With reference now to FIG. 3A, there is shown the isochronism diagram of a spiral having the aforementioned features. The oscillation amplitude of the balance expressed in degrees with respect to its position of balance is shown on the X axis The working deviation expressed in seconds per day is shown on the Y axis. This diagram includes five curves corresponding to the usual measurement positions with the sprung balance, horizontal (curve 1), then vertical (curves 2 to 5, by rotation through 90° from one curve to the other). The dotted line corresponds to the envelope of all the most unfavourable positions. Appreciation of the working deviation is carried out in a conventional manner by taking into consideration the maximum deviation of the envelope for an amplitude comprised between 200° and 300°. In the diagram of FIG. 3A, it can be seen that this maximum deviation, with this reference spiral of the prior art, is 4.7 seconds per day for an amplitude of 236°.



FIG. 3B shows the diagram obtained with a spiral (not shown) having the features mentioned in U.S. Pat. No. 209,642 cited in the preamble, namely with a strip thickness varying between 0.046 mm for outside curve 14 and 0.036 mm for inside curve 11. Contrary to what might be expected from the teaching of said patent, it will be observed that the maximum deviation has increased to 7.7 seconds per day for an amplitude of 230°.

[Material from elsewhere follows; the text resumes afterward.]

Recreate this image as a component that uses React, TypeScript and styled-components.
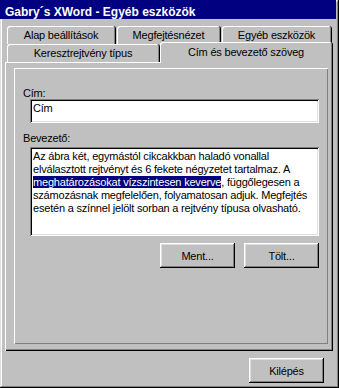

With reference now to FIGS. 4 and 5, there will be described a first embodiment of a spiral the manufacture of which by micro-machining (photolithography and galvanic growth), or etching an amorphous or crystalline material allows geometry favourable to isochronism to be obtained. As can be seen, the pitch between one turn and the next decreases gradually towards the centre of the spiral. Conversely, the section increases from the outside curve 14 to the inside curve 11. Given that the manufacturing methods give the strip a constant height, the variation in section in fact corresponds to a change in the thickness which goes from 0.036 mm for the outside curve 14 to 0.046 mm for the inside curve 11.


In the diagram shown in FIG. 5, it can be seen that the maximum deviation is decreased to 2.8 seconds per day for an amplitude of 242°. A favourable result could be obtained on this maximum deviation by acting solely, either on pitch or on thickness e of the strip.



FIGS. 6 and 7 correspond to a second “Michel” type embodiment for the outside curve 14 and for inside curve 11. The turns have a constant pitch between them and constant section corresponding to a constant thickness of 0.042 mm, with the exception of two turn portions for which the thickness is brought to 0.056 mm:

    • a portion 12 of inside curve 11 over an angular sector of approximately 80° the median part of which is at substantially −110° from a reference axis Ox, and
    • a portion 15 of outside curve 14 over an angular sector of approximately 20° the median part of which is at substantially +115° from reference axis Ox.


In the diagram shown in FIG. 7 it can be seen that the maximum deviation is no more than 1.8 seconds per day. The value of the overthickness and the positions on the turns are given here solely by way of illustration, and it is clear that those skilled in the art can choose to have a larger number of zones of overthickness at different locations.



FIGS. 8 and 9 show a third embodiment wherein inside curve 11 is of the Grossmann type 13, i.e. having the geometry described in the work “Théorie générale de l'horlogerie” by L. Defossez. This geometry is very difficult to obtain by deforming a metal strip. The manufacturing method according to the invention however allows such a configuration to be obtained very easily without any intervention by a highly qualified person. The diagram shown in FIG. 9 shows that the maximum deviation at 300° is only 2.1 seconds per day.


Of course, given the freedom of configuration provided by the manufacturing methods according to the invention, it is possible to combine the embodiments previously described to obtain a spiral according to the invention having improved isochronism.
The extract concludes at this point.